Not all manufacturers are keen
Despite the advances made by Android Auto and CarPlay, not all of the automakers are quite so enthusiastic. Toyota for instance, says that it frequently talks with Google and Apple but doesn’t yet plan to adopt either system, at least in the US.
“We may all eventually wind up there”, said John Hanson, national manager of Toyota’s advanced technology communications, “but right now we prefer to use our in-house proprietary platforms for those kinds of functions”.
Fiat, which is considered to have one of the more superior in-car systems, has signed on to Android Auto and CarPlay, but a modicum of hesitance is evident.
“We’re confident that our systems deliver a good experience for our customers,” said Eric Mayne, a spokesman at Chrysler. “But we’re not standing still either.”

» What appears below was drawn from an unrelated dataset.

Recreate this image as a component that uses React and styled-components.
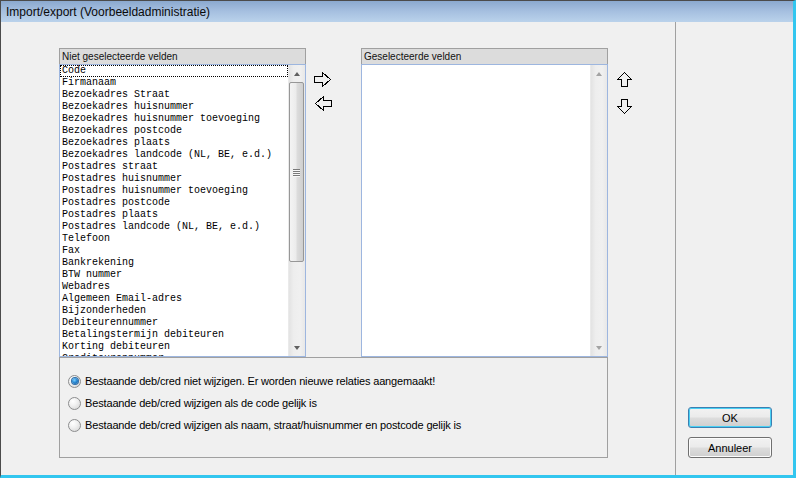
import React from "react"
import styled, { createGlobalStyle } from "styled-components"

const GlobalStyle = createGlobalStyle`
	html, body {
		margin: 0;
		padding: 0;
		background: #f0f0f0;
	}
	body {
		width: 796px;
		height: 478px;
		overflow: hidden;
	}
	* {
		box-sizing: border-box;
	}
`

const Window = styled.div`
	width: 796px;
	height: 478px;
	display: flex;
	flex-direction: column;
	background: #f0f0f0;
	border-top: 1px solid #4b4b4b;
	border-left: 1px solid #4b4b4b;
	border-right: 3px solid #32c6ef;
	border-bottom: 3px solid #32c6ef;
	font-family: "Liberation Sans", Arial, sans-serif;
	color: #000;
`

const TitleBar = styled.div`
	height: 21px;
	flex: none;
	display: flex;
	align-items: center;
	padding-left: 5px;
	background: linear-gradient(to bottom, #8ba9cf 0%, #a6c0e0 50%, #bad2eb 100%);
	font-size: 12px;
	color: #0a0a0a;
`

const Body = styled.div`
	flex: 1;
	display: flex;
	min-height: 0;
`

const Main = styled.div`
	width: 674px;
	flex: none;
	padding: 26px 0 0 58px;
	display: flex;
	flex-direction: column;
`

const SidePanel = styled.div`
	flex: 1;
	border-left: 1px solid #a0a0a0;
	display: flex;
	flex-direction: column;
	justify-content: flex-end;
	align-items: flex-start;
	gap: 9px;
	padding: 0 0 17px 12px;
`

const ListsRow = styled.div`
	display: flex;
	height: 309px;
`

const ListBox = styled.div`
	width: 247px;
	display: flex;
	flex-direction: column;
`

const ListHeader = styled.div`
	height: 16px;
	flex: none;
	background: #dcdcdc;
	border: 1px solid #a0a0a0;
	border-bottom: none;
	padding-left: 2px;
	font-size: 10px;
	line-height: 15px;
	color: #111;
`

const ListBody = styled.div`
	flex: 1;
	display: flex;
	border: 1px solid #9db6df;
	background: #fff;
	min-height: 0;
`

const Items = styled.div`
	flex: 1;
	overflow: hidden;
	font-family: "Liberation Mono", "Courier New", monospace;
	font-size: 10px;
`

const Item = styled.div`
	height: 12px;
	line-height: 12px;
	padding-left: 2px;
	white-space: nowrap;
	outline: ${p => (p.$focused ? "1px dotted #000" : "none")};
	outline-offset: -1px;
`

const ScrollBar = styled.div`
	width: 17px;
	flex: none;
	display: flex;
	flex-direction: column;
	background: linear-gradient(to right, #e3e3e3 0%, #eeeeee 30%, #f0f0f0 70%, #e8e8e8 100%);
	border-left: 1px solid #eaeaea;
`

const ScrollArrow = styled.div`
	height: 17px;
	flex: none;
	display: flex;
	align-items: center;
	justify-content: center;

	&::after {
		content: "";
		width: 0;
		height: 0;
		border-left: 3.5px solid transparent;
		border-right: 3.5px solid transparent;
		${p =>
			p.$down
				? `border-top: 4px solid ${p.$disabled ? "#a3a3a3" : "#606060"};`
				: `border-bottom: 4px solid ${p.$disabled ? "#a3a3a3" : "#606060"};`}
	}
`

const Thumb = styled.div`
	height: 180px;
	flex: none;
	margin: 0 1px 0 0;
	border: 1px solid #979797;
	border-radius: 2px;
	background: linear-gradient(to right, #f4f4f4 0%, #ececec 45%, #dcdcdc 55%, #cfcfcf 100%);
	display: flex;
	flex-direction: column;
	align-items: center;
	justify-content: center;
	gap: 1px;
`

const Grip = styled.div`
	width: 7px;
	height: 1px;
	background: #7a7a7a;
	box-shadow: 0 1px 0 #f8f8f8;
`

const Track = styled.div`
	flex: 1;
`

const MoveColumn = styled.div`
	width: ${p => p.$width}px;
	flex: none;
	display: flex;
	flex-direction: column;
	gap: ${p => p.$gap}px;
	padding: 24px 0 0 ${p => p.$left}px;
`

const ArrowIcon = styled.svg`
	display: block;
	shape-rendering: crispEdges;
`

const GroupBox = styled.div`
	width: 549px;
	height: 101px;
	border: 1px solid #a0a0a0;
	padding: 12px 0 0 8px;
	display: flex;
	flex-direction: column;
`

const RadioRow = styled.label`
	height: 22px;
	display: flex;
	align-items: center;
	gap: 4px;
	font-size: 11px;
	letter-spacing: -0.15px;
	color: #000;
`

const RadioCircle = styled.span`
	width: 13px;
	height: 13px;
	flex: none;
	border-radius: 50%;
	border: 1px solid #8c8d8e;
	background: radial-gradient(circle at 35% 30%, #ffffff 0%, #f1f1f1 40%, #d2d2d2 100%);
	display: flex;
	align-items: center;
	justify-content: center;

	&::after {
		content: "";
		display: ${p => (p.$checked ? "block" : "none")};
		width: 6px;
		height: 6px;
		border-radius: 50%;
		background: radial-gradient(circle at 40% 35%, #7fd0ff 0%, #2a8ad4 45%, #0c4f94 100%);
		box-shadow: 0 0 0 1px #2f6ea8;
	}
`

const Button = styled.button`
	width: 84px;
	height: 21px;
	padding: 0;
	border-radius: 3px;
	border: 1px solid ${p => (p.$default ? "#3c7fb1" : "#707070")};
	box-shadow: ${p => (p.$default ? "inset 0 0 0 1px #48d0f4" : "inset 0 0 0 1px #fcfcfc")};
	background: linear-gradient(to bottom, #f2f2f2 0%, #ebebeb 48%, #dddddd 52%, #cfcfcf 100%);
	font-family: "Liberation Sans", Arial, sans-serif;
	font-size: 11px;
	color: #000;
`

const RightArrow = ({ flip }) => (
	<ArrowIcon width="18" height="15" viewBox="0 0 18 15" style={flip ? { transform: "scaleX(-1)" } : undefined}>
		<polygon
			points="0.5,4.5 8.5,4.5 8.5,0.5 16.5,7.5 8.5,14.5 8.5,10.5 0.5,10.5"
			fill="none"
			stroke="#000"
			strokeWidth="1"
		/>
	</ArrowIcon>
)

const UpArrow = ({ flip }) => (
	<ArrowIcon width="16" height="16" viewBox="0 0 16 16" style={flip ? { transform: "scaleY(-1)" } : undefined}>
		<polygon
			points="7.5,0.5 14.5,7.5 10.5,7.5 10.5,14.5 4.5,14.5 4.5,7.5 0.5,7.5"
			fill="none"
			stroke="#000"
			strokeWidth="1"
		/>
	</ArrowIcon>
)

const velden = [
	"Code",
	"Firmanaam",
	"Bezoekadres Straat",
	"Bezoekadres huisnummer",
	"Bezoekadres huisnummer toevoeging",
	"Bezoekadres postcode",
	"Bezoekadres plaats",
	"Bezoekadres landcode (NL, BE, e.d.)",
	"Postadres straat",
	"Postadres huisnummer",
	"Postadres huisnummer toevoeging",
	"Postadres postcode",
	"Postadres plaats",
	"Postadres landcode (NL, BE, e.d.)",
	"Telefoon",
	"Fax",
	"Bankrekening",
	"BTW nummer",
	"Webadres",
	"Algemeen Email-adres",
	"Bijzonderheden",
	"Debiteurennummer",
	"Betalingstermijn debiteuren",
	"Korting debiteuren",
	"Crediteurennummer",
]

const opties = [
	"Bestaande deb/cred niet wijzigen. Er worden nieuwe relaties aangemaakt!",
	"Bestaande deb/cred wijzigen als de code gelijk is",
	"Bestaande deb/cred wijzigen als naam, straat/huisnummer en postcode gelijk is",
]

const App = () => {
	return (
		<>
			<GlobalStyle />
			<Window>
				<TitleBar>Import/export (Voorbeeldadministratie)</TitleBar>
				<Body>
					<Main>
						<ListsRow>
							<ListBox>
								<ListHeader>Niet geselecteerde velden</ListHeader>
								<ListBody>
									<Items>
										{velden.map((veld, i) => (
											<Item key={veld} $focused={i === 0}>
												{veld}
											</Item>
										))}
									</Items>
									<ScrollBar>
										<ScrollArrow />
										<Thumb>
											<Grip />
											<Grip />
											<Grip />
											<Grip />
										</Thumb>
										<Track />
										<ScrollArrow $down />
									</ScrollBar>
								</ListBody>
							</ListBox>
							<MoveColumn $width={55} $gap={9} $left={8}>
								<RightArrow />
								<RightArrow flip />
							</MoveColumn>
							<ListBox>
								<ListHeader>Geselecteerde velden</ListHeader>
								<ListBody>
									<Items />
									<ScrollBar>
										<ScrollArrow $disabled />
										<Track />
										<ScrollArrow $down $disabled />
									</ScrollBar>
								</ListBody>
							</ListBox>
							<MoveColumn $width={67} $gap={10} $left={9}>
								<UpArrow />
								<UpArrow flip />
							</MoveColumn>
						</ListsRow>
						<GroupBox>
							{opties.map((optie, i) => (
								<RadioRow key={optie}>
									<RadioCircle $checked={i === 0} />
									{optie}
								</RadioRow>
							))}
						</GroupBox>
					</Main>
					<SidePanel>
						<Button $default>OK</Button>
						<Button>Annuleer</Button>
					</SidePanel>
				</Body>
			</Window>
		</>
	)
}

export default App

Thankfully the era of complicated, difficult to use in-car infotainment systems is about to come to and end. Car Play and Android Auto are both admirable efforts to make it easier to navigate, communicate and enjoy the in-car experience. With more car manufacturers coming onboard, it’s only a matter of time before the majority support one or other system, or are forced to up their game and improve their own proprietary systems.
With the car dash almost sewn up, Google and Apple will no doubt be devoting more time to develop connected, autonomous electric vehicles, and that’s the start of an even more intriguing and interesting battle.